TASK DETAILS: From the listing that follows, output everything exactly except the pictures.

[START OF EXERCISE INPUTS]

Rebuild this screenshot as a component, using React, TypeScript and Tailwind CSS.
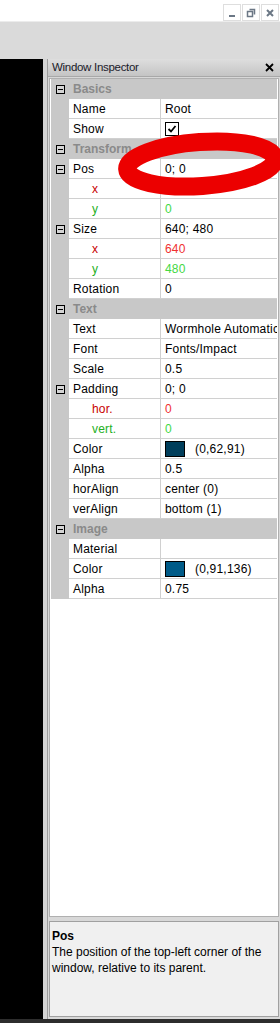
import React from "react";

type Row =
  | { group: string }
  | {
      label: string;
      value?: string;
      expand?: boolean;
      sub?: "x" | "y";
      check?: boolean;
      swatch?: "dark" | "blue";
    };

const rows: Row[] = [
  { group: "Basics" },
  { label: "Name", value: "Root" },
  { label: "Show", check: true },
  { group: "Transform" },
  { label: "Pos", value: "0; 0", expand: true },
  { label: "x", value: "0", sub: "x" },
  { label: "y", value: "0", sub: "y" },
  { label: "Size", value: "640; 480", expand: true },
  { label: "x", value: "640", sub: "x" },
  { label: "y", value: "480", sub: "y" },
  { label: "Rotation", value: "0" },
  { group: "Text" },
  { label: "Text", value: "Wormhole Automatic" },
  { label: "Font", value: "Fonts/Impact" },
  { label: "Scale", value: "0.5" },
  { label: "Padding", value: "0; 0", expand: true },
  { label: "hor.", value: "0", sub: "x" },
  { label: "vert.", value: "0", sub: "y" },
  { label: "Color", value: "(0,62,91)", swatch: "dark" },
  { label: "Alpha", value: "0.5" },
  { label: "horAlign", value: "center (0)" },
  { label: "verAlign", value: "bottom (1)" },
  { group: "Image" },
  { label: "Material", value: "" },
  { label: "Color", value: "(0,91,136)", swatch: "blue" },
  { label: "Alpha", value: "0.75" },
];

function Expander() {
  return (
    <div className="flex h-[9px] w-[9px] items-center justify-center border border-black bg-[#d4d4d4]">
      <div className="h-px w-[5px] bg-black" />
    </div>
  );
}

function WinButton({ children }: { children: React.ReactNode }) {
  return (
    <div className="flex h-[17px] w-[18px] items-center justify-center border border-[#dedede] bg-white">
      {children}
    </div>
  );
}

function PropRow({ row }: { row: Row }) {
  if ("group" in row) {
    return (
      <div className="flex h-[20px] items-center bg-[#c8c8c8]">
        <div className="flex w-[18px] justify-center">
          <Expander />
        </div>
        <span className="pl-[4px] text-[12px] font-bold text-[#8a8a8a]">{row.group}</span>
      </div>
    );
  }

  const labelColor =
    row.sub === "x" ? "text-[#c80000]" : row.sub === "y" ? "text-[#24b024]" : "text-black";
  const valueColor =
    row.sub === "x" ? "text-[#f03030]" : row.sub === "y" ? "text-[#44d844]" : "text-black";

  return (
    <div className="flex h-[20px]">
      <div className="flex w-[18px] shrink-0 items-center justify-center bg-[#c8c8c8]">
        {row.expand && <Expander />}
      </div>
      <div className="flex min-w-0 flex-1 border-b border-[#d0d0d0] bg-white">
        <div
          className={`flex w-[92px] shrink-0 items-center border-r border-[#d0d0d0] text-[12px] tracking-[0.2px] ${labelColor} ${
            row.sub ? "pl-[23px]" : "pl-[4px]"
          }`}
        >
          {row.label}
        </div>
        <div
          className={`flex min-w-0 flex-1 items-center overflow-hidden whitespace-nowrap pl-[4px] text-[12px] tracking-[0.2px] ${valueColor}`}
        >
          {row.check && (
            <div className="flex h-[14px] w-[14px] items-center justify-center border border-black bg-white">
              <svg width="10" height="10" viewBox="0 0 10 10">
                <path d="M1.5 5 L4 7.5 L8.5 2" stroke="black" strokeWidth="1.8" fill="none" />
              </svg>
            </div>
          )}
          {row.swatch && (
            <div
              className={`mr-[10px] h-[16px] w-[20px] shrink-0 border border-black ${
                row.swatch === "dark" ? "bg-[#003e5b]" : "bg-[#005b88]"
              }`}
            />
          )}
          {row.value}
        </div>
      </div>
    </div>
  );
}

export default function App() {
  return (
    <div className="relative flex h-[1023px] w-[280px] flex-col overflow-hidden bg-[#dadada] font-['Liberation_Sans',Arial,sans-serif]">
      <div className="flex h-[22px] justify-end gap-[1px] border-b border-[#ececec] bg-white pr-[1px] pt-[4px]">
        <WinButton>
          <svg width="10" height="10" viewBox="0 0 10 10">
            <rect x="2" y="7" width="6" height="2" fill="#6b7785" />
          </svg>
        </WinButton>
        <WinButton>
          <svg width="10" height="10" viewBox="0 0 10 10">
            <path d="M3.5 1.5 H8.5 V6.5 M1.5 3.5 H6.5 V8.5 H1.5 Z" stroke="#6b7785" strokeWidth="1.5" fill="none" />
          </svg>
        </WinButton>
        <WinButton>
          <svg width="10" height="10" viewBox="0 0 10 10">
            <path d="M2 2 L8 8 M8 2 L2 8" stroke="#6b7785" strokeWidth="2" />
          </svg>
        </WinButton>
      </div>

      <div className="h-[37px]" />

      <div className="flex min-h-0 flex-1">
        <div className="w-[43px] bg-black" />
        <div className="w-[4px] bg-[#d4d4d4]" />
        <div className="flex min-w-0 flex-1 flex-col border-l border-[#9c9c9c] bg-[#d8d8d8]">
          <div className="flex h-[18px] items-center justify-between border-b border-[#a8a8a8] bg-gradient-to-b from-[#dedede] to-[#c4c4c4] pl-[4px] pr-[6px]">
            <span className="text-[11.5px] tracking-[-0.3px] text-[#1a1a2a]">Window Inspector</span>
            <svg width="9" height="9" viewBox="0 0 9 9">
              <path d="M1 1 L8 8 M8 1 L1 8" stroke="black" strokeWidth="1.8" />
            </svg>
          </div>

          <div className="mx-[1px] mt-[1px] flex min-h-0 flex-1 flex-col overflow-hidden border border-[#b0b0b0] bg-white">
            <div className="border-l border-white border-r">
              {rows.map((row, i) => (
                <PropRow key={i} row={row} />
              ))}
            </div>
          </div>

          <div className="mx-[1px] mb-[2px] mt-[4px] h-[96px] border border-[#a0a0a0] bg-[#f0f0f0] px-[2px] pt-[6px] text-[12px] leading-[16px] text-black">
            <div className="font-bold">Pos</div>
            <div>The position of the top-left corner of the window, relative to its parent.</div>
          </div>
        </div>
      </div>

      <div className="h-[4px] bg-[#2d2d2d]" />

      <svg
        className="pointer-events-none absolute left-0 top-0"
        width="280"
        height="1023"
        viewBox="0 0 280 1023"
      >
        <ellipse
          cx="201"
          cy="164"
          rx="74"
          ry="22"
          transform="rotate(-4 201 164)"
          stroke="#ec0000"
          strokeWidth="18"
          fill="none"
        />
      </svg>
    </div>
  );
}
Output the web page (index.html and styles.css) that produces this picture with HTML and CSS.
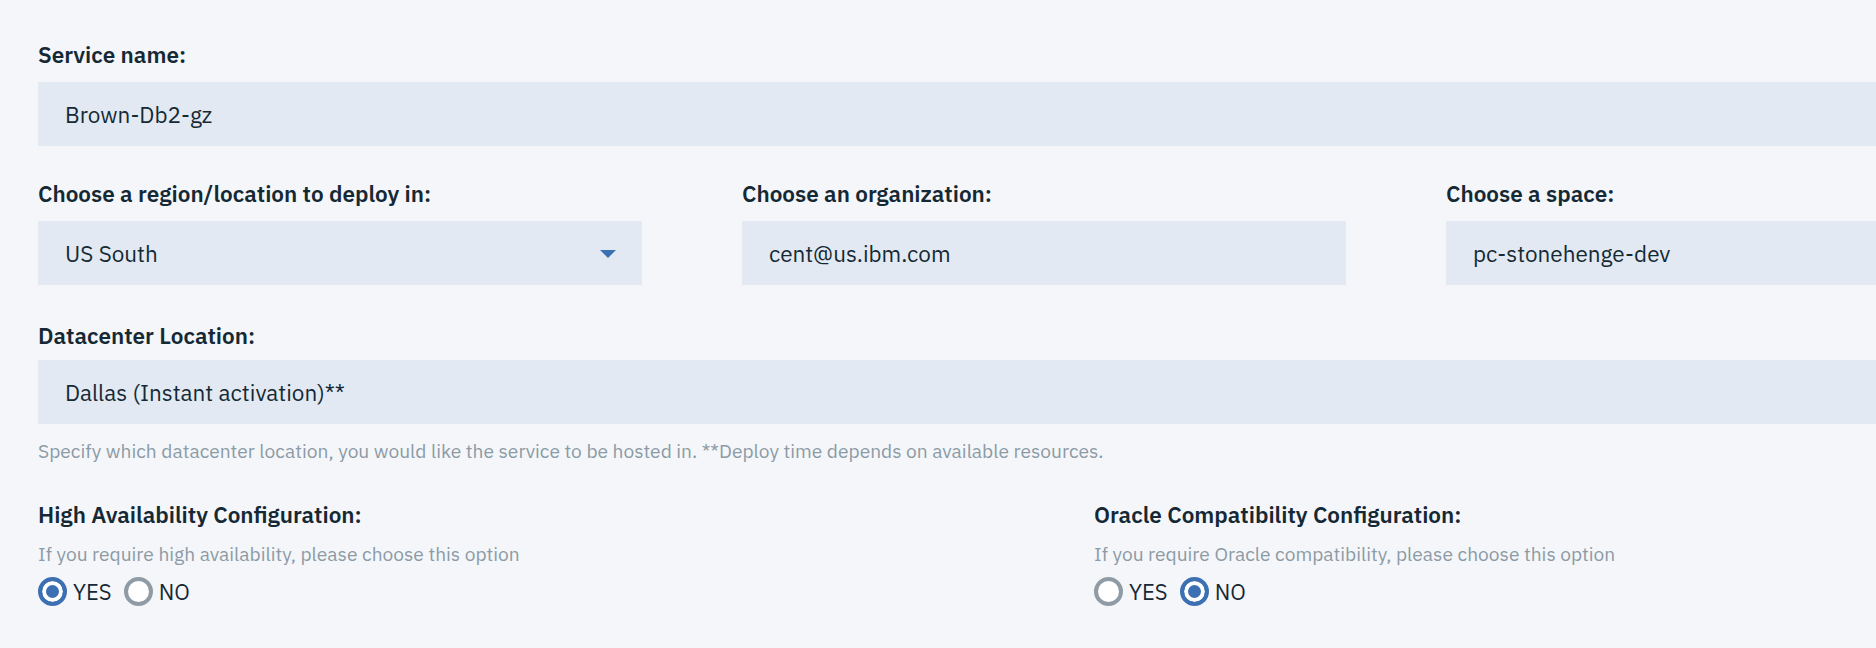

[END OF EXERCISE INPUTS]

OUTPUT FOR THIS EXERCISE:
Rebuild this screenshot as a component, using React, TypeScript and Tailwind CSS.
import React from "react";

type Row =
  | { group: string }
  | {
      label: string;
      value?: string;
      expand?: boolean;
      sub?: "x" | "y";
      check?: boolean;
      swatch?: "dark" | "blue";
    };

const rows: Row[] = [
  { group: "Basics" },
  { label: "Name", value: "Root" },
  { label: "Show", check: true },
  { group: "Transform" },
  { label: "Pos", value: "0; 0", expand: true },
  { label: "x", value: "0", sub: "x" },
  { label: "y", value: "0", sub: "y" },
  { label: "Size", value: "640; 480", expand: true },
  { label: "x", value: "640", sub: "x" },
  { label: "y", value: "480", sub: "y" },
  { label: "Rotation", value: "0" },
  { group: "Text" },
  { label: "Text", value: "Wormhole Automatic" },
  { label: "Font", value: "Fonts/Impact" },
  { label: "Scale", value: "0.5" },
  { label: "Padding", value: "0; 0", expand: true },
  { label: "hor.", value: "0", sub: "x" },
  { label: "vert.", value: "0", sub: "y" },
  { label: "Color", value: "(0,62,91)", swatch: "dark" },
  { label: "Alpha", value: "0.5" },
  { label: "horAlign", value: "center (0)" },
  { label: "verAlign", value: "bottom (1)" },
  { group: "Image" },
  { label: "Material", value: "" },
  { label: "Color", value: "(0,91,136)", swatch: "blue" },
  { label: "Alpha", value: "0.75" },
];

function Expander() {
  return (
    <div className="flex h-[9px] w-[9px] items-center justify-center border border-black bg-[#d4d4d4]">
      <div className="h-px w-[5px] bg-black" />
    </div>
  );
}

function WinButton({ children }: { children: React.ReactNode }) {
  return (
    <div className="flex h-[17px] w-[18px] items-center justify-center border border-[#dedede] bg-white">
      {children}
    </div>
  );
}

function PropRow({ row }: { row: Row }) {
  if ("group" in row) {
    return (
      <div className="flex h-[20px] items-center bg-[#c8c8c8]">
        <div className="flex w-[18px] justify-center">
          <Expander />
        </div>
        <span className="pl-[4px] text-[12px] font-bold text-[#8a8a8a]">{row.group}</span>
      </div>
    );
  }

  const labelColor =
    row.sub === "x" ? "text-[#c80000]" : row.sub === "y" ? "text-[#24b024]" : "text-black";
  const valueColor =
    row.sub === "x" ? "text-[#f03030]" : row.sub === "y" ? "text-[#44d844]" : "text-black";

  return (
    <div className="flex h-[20px]">
      <div className="flex w-[18px] shrink-0 items-center justify-center bg-[#c8c8c8]">
        {row.expand && <Expander />}
      </div>
      <div className="flex min-w-0 flex-1 border-b border-[#d0d0d0] bg-white">
        <div
          className={`flex w-[92px] shrink-0 items-center border-r border-[#d0d0d0] text-[12px] tracking-[0.2px] ${labelColor} ${
            row.sub ? "pl-[23px]" : "pl-[4px]"
          }`}
        >
          {row.label}
        </div>
        <div
          className={`flex min-w-0 flex-1 items-center overflow-hidden whitespace-nowrap pl-[4px] text-[12px] tracking-[0.2px] ${valueColor}`}
        >
          {row.check && (
            <div className="flex h-[14px] w-[14px] items-center justify-center border border-black bg-white">
              <svg width="10" height="10" viewBox="0 0 10 10">
                <path d="M1.5 5 L4 7.5 L8.5 2" stroke="black" strokeWidth="1.8" fill="none" />
              </svg>
            </div>
          )}
          {row.swatch && (
            <div
              className={`mr-[10px] h-[16px] w-[20px] shrink-0 border border-black ${
                row.swatch === "dark" ? "bg-[#003e5b]" : "bg-[#005b88]"
              }`}
            />
          )}
          {row.value}
        </div>
      </div>
    </div>
  );
}

export default function App() {
  return (
    <div className="relative flex h-[1023px] w-[280px] flex-col overflow-hidden bg-[#dadada] font-['Liberation_Sans',Arial,sans-serif]">
      <div className="flex h-[22px] justify-end gap-[1px] border-b border-[#ececec] bg-white pr-[1px] pt-[4px]">
        <WinButton>
          <svg width="10" height="10" viewBox="0 0 10 10">
            <rect x="2" y="7" width="6" height="2" fill="#6b7785" />
          </svg>
        </WinButton>
        <WinButton>
          <svg width="10" height="10" viewBox="0 0 10 10">
            <path d="M3.5 1.5 H8.5 V6.5 M1.5 3.5 H6.5 V8.5 H1.5 Z" stroke="#6b7785" strokeWidth="1.5" fill="none" />
          </svg>
        </WinButton>
        <WinButton>
          <svg width="10" height="10" viewBox="0 0 10 10">
            <path d="M2 2 L8 8 M8 2 L2 8" stroke="#6b7785" strokeWidth="2" />
          </svg>
        </WinButton>
      </div>

      <div className="h-[37px]" />

      <div className="flex min-h-0 flex-1">
        <div className="w-[43px] bg-black" />
        <div className="w-[4px] bg-[#d4d4d4]" />
        <div className="flex min-w-0 flex-1 flex-col border-l border-[#9c9c9c] bg-[#d8d8d8]">
          <div className="flex h-[18px] items-center justify-between border-b border-[#a8a8a8] bg-gradient-to-b from-[#dedede] to-[#c4c4c4] pl-[4px] pr-[6px]">
            <span className="text-[11.5px] tracking-[-0.3px] text-[#1a1a2a]">Window Inspector</span>
            <svg width="9" height="9" viewBox="0 0 9 9">
              <path d="M1 1 L8 8 M8 1 L1 8" stroke="black" strokeWidth="1.8" />
            </svg>
          </div>

          <div className="mx-[1px] mt-[1px] flex min-h-0 flex-1 flex-col overflow-hidden border border-[#b0b0b0] bg-white">
            <div className="border-l border-white border-r">
              {rows.map((row, i) => (
                <PropRow key={i} row={row} />
              ))}
            </div>
          </div>

          <div className="mx-[1px] mb-[2px] mt-[4px] h-[96px] border border-[#a0a0a0] bg-[#f0f0f0] px-[2px] pt-[6px] text-[12px] leading-[16px] text-black">
            <div className="font-bold">Pos</div>
            <div>The position of the top-left corner of the window, relative to its parent.</div>
          </div>
        </div>
      </div>

      <div className="h-[4px] bg-[#2d2d2d]" />

      <svg
        className="pointer-events-none absolute left-0 top-0"
        width="280"
        height="1023"
        viewBox="0 0 280 1023"
      >
        <ellipse
          cx="201"
          cy="164"
          rx="74"
          ry="22"
          transform="rotate(-4 201 164)"
          stroke="#ec0000"
          strokeWidth="18"
          fill="none"
        />
      </svg>
    </div>
  );
}
Output the web page (index.html and styles.css) that produces this picture with HTML and CSS.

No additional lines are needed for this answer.